**Exercise prompt**.
In the material below, find each line holding the string "React" and copy it.

**Provided data**.
▶

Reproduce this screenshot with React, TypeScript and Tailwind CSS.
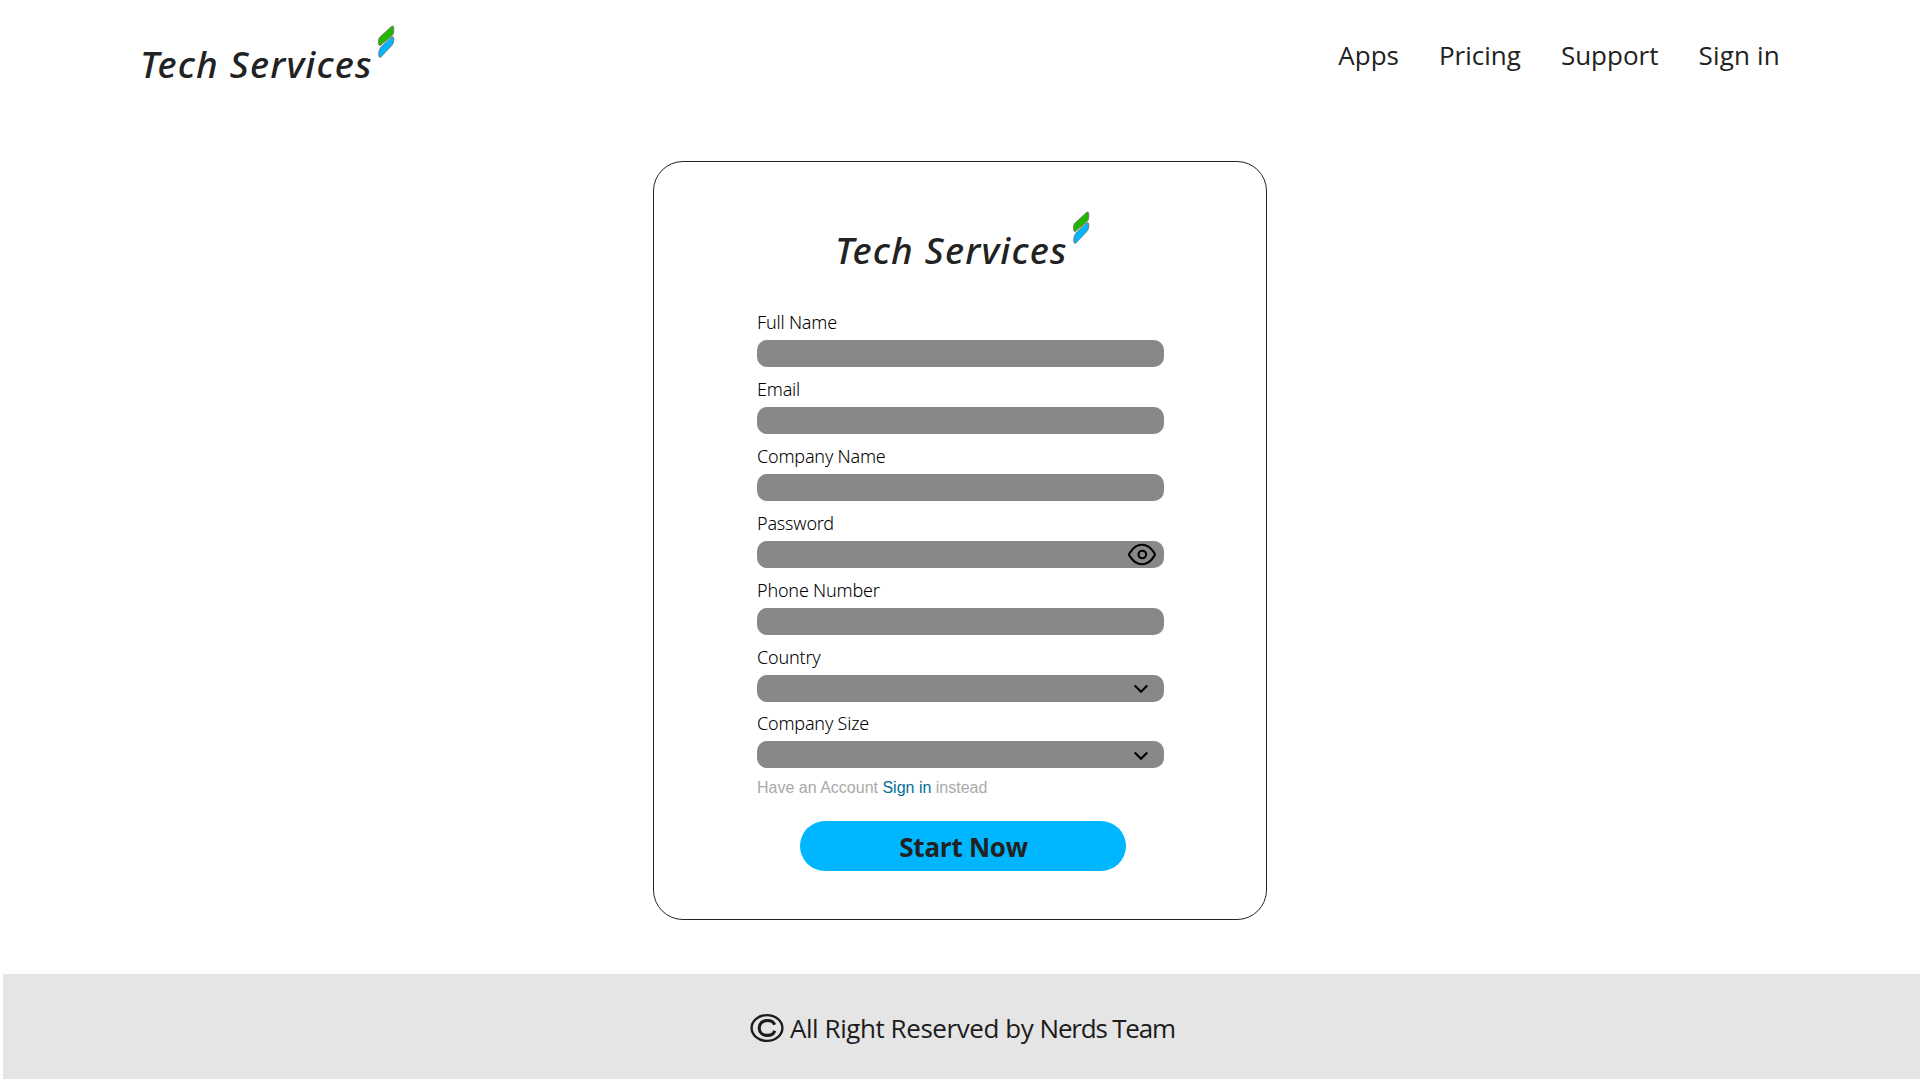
import React from "react";

function Logo() {
  return (
    <div className="flex h-[62px] w-[254px] items-start text-[#222222]">
      <span className="w-[238px] shrink-0 whitespace-nowrap pt-[15px] font-['Noto_Sans'] text-[37px] leading-[48px] font-medium italic tracking-[1.2px]">
        Tech Services
      </span>
      <svg className="h-[34px] w-[17px] shrink-0" viewBox="0 0 17 34" stroke="#777777" strokeWidth="0.9">
        <path d="M14 1Q15.8 0.5 15.8 3V6Q15.8 9.5 13 11.8L1.9 20.8Q0.5 20.3 0.5 17.5V15.5Q0.5 13.5 2 12Z" fill="#22b600" />
        <path d="M14 11.8Q15.8 11.2 15.8 13.5V15Q15.8 18.5 13.6 20.8L2.3 32.6Q0.8 32.3 0.8 30.5V28Q0.8 24.5 3 22Z" fill="#00b7ff" />
      </svg>
    </div>
  );
}

function Eye() {
  return (
    <svg className="mr-2 h-[23px] w-[28px]" viewBox="0 0 28 23" fill="none" stroke="#000" strokeWidth="2.1">
      <path d="M1 11.5Q0.9 10.8 2 9.6C5.4 4.2 9.4 1.7 14 1.7S22.6 4.2 26 9.6Q27.6 11.5 26 13.4C22.6 18.8 18.6 21.3 14 21.3S5.4 18.8 2 13.4Q0.9 12.2 1 11.5Z" />
      <circle cx="14.3" cy="11.5" r="3.8" />
    </svg>
  );
}

function Chevron() {
  return (
    <svg className="mr-4 h-[10px] w-[14px]" viewBox="0 0 14 10" fill="none" stroke="#000" strokeWidth="2.2">
      <path d="M0.7 1.5L7 7.7L13.3 1.5" />
    </svg>
  );
}

function Field({ label, icon }: { label: string; icon?: React.ReactNode }) {
  return (
    <label className="flex flex-col gap-1.5">
      <span className="h-6 font-['Noto_Sans'] text-[18px] leading-6 font-[350] tracking-[-0.2px] text-black">{label}</span>
      <span className="flex h-[27px] items-center justify-end rounded-[10px] bg-[#888888]">{icon}</span>
    </label>
  );
}

export default function App() {
  return (
    <div className="flex h-[1080px] w-[1920px] flex-col overflow-hidden bg-white font-['Open_Sans',sans-serif] text-[#222222]">
      <header className="flex h-[161px] shrink-0 items-start justify-between pt-[25px] pr-[140px] pl-[140px]">
        <Logo />
        <nav className="flex gap-10 pt-[10px] text-[26px] leading-10">
          <a>Apps</a>
          <a>Pricing</a>
          <a>Support</a>
          <a className="tracking-[0.2px]">Sign in</a>
        </nav>
      </header>

      <main className="mx-auto flex h-[759px] w-[614px] shrink-0 flex-col rounded-[30px] border border-[#222222] pt-[49px] pr-[102px] pl-[103px]">
        <div className="flex h-[99px] shrink-0 pl-[78px]">
          <Logo />
        </div>
        <div className="flex flex-col gap-2.5">
          <Field label="Full Name" />
          <Field label="Email" />
          <Field label="Company Name" />
          <Field label="Password" icon={<Eye />} />
          <Field label="Phone Number" />
          <Field label="Country" icon={<Chevron />} />
        </div>
        <div className="mt-[9px]">
          <Field label="Company Size" icon={<span className="flex pt-0.5"><Chevron /></span>} />
        </div>
        <p className="mt-[8px] font-['Liberation_Sans'] text-base leading-6 text-[#a9a9a9]">
          Have an Account <a className="text-[#006e99]">Sign in</a> instead
        </p>
        <button className="mt-[21px] ml-[43px] h-[50px] w-[326px] shrink-0 rounded-full bg-[#00b7ff] pt-0.5 pl-px text-[26px] leading-[48px] font-bold tracking-[-0.25px]">
          Start Now
        </button>
      </main>

      <footer className="mt-[54px] ml-[3px] flex h-[105px] items-start bg-[#e5e5e5] pl-[747px] text-[#1c1c1c]">
        <svg className="mt-[39px] h-[30px] w-[34px] shrink-0" viewBox="0 0 34 30" fill="none" stroke="#1c1c1c">
          <ellipse cx="17" cy="15" rx="15.4" ry="12.9" strokeWidth="2.4" />
          <path d="M24.6 11.7C23.6 8.9 20.8 7.5 17.5 7.5C12.6 7.5 9.2 10.4 9.2 15S12.6 22.4 17.5 22.4C21 22.4 23.8 20.8 24.7 17.7" strokeWidth="3.1" />
        </svg>
        <span className="mt-[34px] ml-[6px] text-[26px] leading-10 tracking-[-0.44px]">
          All Right Reserved by <span className="tracking-[-1.2px]">Nerds Team</span>
        </span>
      </footer>
    </div>
  );
}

◀

**Problem solution**.
Reproduce this screenshot with React, TypeScript and Tailwind CSS.
import React from "react";
function Field({ label, icon }: { label: string; icon?: React.ReactNode }) {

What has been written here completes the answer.